Problem:
Go through the listing below and list every line with "styles".
** begin Recorded information **
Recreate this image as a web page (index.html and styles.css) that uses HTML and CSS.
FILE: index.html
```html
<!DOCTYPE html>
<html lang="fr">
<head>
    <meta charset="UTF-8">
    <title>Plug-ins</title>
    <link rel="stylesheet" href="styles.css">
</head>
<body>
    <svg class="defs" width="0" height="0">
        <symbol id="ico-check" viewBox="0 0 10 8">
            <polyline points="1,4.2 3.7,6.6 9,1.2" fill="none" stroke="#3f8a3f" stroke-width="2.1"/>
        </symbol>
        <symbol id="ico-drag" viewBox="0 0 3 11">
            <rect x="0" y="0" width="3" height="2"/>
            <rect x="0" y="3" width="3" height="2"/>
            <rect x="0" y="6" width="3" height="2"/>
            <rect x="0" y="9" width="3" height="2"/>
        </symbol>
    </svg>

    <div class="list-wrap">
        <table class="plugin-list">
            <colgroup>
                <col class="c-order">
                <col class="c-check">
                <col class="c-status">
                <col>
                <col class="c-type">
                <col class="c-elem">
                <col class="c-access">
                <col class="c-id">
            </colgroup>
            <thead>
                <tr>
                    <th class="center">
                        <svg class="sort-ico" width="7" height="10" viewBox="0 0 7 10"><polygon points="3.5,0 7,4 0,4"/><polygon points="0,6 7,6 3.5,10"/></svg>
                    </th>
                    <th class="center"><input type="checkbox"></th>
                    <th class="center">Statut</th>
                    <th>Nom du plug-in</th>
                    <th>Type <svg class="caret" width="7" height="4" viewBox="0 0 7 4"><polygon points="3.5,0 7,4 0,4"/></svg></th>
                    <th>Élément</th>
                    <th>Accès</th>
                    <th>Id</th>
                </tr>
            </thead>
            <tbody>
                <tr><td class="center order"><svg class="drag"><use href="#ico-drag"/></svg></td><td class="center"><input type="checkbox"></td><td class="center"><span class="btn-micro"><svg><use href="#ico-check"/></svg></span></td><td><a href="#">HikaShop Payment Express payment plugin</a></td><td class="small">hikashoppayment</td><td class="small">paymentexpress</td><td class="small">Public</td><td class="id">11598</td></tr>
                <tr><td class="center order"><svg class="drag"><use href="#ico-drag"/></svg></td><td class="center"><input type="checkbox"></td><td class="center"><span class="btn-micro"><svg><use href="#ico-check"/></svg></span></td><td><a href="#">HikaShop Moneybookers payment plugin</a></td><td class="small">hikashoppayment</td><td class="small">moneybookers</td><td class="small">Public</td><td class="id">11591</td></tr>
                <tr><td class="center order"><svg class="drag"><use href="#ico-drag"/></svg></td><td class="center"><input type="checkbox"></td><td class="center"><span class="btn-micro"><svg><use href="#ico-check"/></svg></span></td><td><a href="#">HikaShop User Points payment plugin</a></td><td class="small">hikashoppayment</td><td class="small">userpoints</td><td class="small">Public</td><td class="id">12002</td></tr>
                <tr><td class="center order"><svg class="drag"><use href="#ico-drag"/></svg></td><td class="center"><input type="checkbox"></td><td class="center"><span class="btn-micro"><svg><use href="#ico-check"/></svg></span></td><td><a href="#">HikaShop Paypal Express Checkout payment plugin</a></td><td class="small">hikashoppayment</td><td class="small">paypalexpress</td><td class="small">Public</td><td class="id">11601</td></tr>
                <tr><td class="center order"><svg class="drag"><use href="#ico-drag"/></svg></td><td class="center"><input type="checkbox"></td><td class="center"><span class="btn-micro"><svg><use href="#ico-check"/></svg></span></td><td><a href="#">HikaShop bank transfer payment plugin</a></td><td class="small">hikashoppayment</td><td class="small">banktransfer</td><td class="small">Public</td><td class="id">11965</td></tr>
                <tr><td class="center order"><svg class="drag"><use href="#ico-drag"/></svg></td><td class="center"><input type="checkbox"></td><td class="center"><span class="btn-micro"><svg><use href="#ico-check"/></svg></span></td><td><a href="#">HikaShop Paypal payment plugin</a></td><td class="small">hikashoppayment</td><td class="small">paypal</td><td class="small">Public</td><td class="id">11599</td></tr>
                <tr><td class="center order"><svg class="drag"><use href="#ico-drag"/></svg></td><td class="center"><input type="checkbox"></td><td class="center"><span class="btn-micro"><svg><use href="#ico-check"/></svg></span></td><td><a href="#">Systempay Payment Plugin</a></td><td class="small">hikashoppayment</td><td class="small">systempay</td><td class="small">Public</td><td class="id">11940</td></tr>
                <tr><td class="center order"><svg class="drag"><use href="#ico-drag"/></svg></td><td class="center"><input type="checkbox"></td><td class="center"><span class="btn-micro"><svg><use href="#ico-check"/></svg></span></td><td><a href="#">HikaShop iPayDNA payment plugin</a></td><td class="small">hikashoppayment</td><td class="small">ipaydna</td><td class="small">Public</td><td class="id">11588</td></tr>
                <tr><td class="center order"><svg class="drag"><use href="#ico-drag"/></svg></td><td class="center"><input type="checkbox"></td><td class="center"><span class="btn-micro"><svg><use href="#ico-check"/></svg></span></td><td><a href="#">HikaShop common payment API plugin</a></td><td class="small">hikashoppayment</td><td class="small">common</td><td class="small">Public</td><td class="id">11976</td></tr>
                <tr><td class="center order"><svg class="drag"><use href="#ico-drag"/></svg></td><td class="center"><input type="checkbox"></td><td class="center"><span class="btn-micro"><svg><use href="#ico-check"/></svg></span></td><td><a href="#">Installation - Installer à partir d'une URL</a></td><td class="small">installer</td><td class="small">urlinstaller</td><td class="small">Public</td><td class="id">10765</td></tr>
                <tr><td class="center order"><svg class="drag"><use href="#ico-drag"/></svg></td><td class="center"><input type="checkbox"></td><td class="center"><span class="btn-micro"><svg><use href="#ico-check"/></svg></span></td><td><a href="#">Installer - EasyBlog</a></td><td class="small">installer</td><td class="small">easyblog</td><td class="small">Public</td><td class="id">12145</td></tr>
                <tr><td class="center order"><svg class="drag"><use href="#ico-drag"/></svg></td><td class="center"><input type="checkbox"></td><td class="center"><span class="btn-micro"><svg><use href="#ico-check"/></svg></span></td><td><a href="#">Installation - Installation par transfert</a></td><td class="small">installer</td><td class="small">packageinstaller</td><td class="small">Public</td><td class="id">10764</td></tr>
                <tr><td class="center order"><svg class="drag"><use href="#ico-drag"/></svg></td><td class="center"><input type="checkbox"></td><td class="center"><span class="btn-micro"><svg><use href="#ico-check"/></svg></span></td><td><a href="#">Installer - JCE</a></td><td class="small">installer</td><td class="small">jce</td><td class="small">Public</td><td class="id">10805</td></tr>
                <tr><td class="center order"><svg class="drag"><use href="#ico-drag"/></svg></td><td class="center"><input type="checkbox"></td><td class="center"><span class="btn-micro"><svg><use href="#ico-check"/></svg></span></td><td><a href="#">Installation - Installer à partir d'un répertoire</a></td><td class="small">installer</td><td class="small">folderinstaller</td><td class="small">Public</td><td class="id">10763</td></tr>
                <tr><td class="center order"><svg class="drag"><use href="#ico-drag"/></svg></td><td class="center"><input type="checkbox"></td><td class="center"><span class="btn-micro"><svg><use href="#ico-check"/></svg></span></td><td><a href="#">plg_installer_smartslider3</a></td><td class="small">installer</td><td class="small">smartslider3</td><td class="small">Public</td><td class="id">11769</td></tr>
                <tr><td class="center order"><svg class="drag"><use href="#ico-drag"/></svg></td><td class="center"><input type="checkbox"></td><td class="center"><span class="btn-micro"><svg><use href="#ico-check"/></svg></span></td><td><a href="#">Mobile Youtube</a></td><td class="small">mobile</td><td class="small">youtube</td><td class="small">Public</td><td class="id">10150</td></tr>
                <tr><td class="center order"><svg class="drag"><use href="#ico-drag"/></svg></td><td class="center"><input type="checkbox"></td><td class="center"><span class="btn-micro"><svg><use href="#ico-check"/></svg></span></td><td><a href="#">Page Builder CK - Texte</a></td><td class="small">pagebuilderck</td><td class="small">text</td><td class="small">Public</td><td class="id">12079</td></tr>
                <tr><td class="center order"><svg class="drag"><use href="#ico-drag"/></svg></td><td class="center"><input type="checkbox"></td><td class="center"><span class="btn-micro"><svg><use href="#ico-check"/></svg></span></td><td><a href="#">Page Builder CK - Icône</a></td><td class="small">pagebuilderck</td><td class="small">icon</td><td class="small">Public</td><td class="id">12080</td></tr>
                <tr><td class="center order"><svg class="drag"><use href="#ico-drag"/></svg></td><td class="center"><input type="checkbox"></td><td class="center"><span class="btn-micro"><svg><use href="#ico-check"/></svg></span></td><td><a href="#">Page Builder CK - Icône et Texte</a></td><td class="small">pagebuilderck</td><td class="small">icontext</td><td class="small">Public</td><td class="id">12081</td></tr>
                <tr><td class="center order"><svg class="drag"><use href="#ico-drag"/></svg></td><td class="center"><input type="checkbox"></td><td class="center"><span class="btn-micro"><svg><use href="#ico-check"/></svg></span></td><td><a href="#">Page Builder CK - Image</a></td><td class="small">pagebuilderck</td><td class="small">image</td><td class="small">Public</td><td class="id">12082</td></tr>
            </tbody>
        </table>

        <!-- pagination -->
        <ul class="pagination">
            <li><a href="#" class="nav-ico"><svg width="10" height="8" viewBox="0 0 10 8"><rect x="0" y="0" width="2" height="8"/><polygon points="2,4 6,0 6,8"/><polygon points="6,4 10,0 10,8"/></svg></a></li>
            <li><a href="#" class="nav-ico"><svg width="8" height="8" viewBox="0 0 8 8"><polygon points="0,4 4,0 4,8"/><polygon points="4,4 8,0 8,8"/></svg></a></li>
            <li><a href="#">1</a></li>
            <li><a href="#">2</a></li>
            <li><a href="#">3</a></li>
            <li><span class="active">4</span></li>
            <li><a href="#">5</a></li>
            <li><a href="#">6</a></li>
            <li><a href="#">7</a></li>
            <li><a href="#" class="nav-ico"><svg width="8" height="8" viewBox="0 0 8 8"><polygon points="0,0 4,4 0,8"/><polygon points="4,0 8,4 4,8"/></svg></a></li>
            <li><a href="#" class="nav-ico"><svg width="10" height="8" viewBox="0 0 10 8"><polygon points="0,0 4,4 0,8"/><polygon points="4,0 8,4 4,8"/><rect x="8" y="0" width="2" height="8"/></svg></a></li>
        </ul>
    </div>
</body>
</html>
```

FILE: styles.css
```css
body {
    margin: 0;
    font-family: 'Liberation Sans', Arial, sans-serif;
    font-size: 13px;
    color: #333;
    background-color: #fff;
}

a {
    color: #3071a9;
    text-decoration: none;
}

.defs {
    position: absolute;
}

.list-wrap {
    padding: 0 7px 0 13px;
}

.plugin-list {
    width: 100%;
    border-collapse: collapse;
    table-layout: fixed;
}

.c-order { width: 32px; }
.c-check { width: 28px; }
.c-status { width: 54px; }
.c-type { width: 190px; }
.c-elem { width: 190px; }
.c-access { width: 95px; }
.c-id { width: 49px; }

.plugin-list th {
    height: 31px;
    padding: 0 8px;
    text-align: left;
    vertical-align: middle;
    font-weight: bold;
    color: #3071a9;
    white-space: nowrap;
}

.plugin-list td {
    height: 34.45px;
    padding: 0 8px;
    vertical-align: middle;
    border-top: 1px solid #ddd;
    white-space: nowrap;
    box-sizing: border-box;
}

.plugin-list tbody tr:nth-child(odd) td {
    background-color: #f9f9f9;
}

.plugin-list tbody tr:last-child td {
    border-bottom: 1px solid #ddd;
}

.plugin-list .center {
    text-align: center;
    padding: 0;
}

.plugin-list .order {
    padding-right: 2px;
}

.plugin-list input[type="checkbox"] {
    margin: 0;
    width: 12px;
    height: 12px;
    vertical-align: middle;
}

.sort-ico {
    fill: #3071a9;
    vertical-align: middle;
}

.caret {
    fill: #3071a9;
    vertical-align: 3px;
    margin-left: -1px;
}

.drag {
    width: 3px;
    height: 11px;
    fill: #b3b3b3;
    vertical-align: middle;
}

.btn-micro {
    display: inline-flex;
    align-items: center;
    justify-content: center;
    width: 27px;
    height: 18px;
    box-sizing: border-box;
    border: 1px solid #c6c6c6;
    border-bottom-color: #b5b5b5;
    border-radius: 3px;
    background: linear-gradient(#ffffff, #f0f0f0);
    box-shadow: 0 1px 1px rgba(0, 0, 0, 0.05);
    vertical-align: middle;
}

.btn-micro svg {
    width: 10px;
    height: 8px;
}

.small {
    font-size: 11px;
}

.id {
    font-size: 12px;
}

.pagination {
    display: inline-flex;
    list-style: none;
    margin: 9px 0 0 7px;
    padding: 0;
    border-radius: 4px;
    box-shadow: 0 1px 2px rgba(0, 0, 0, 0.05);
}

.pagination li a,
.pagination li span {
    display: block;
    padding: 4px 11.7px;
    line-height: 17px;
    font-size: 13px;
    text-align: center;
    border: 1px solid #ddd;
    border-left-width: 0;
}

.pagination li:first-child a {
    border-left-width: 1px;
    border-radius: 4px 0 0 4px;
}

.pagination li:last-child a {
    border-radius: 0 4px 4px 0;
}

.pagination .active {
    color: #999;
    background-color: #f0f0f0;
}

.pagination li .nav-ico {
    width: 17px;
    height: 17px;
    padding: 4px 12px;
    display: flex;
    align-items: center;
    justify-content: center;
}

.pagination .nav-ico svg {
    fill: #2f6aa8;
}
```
** end Recorded information **
Response for this exercise:
Recreate this image as a web page (index.html and styles.css) that uses HTML and CSS.
    <link rel="stylesheet" href="styles.css">
FILE: styles.css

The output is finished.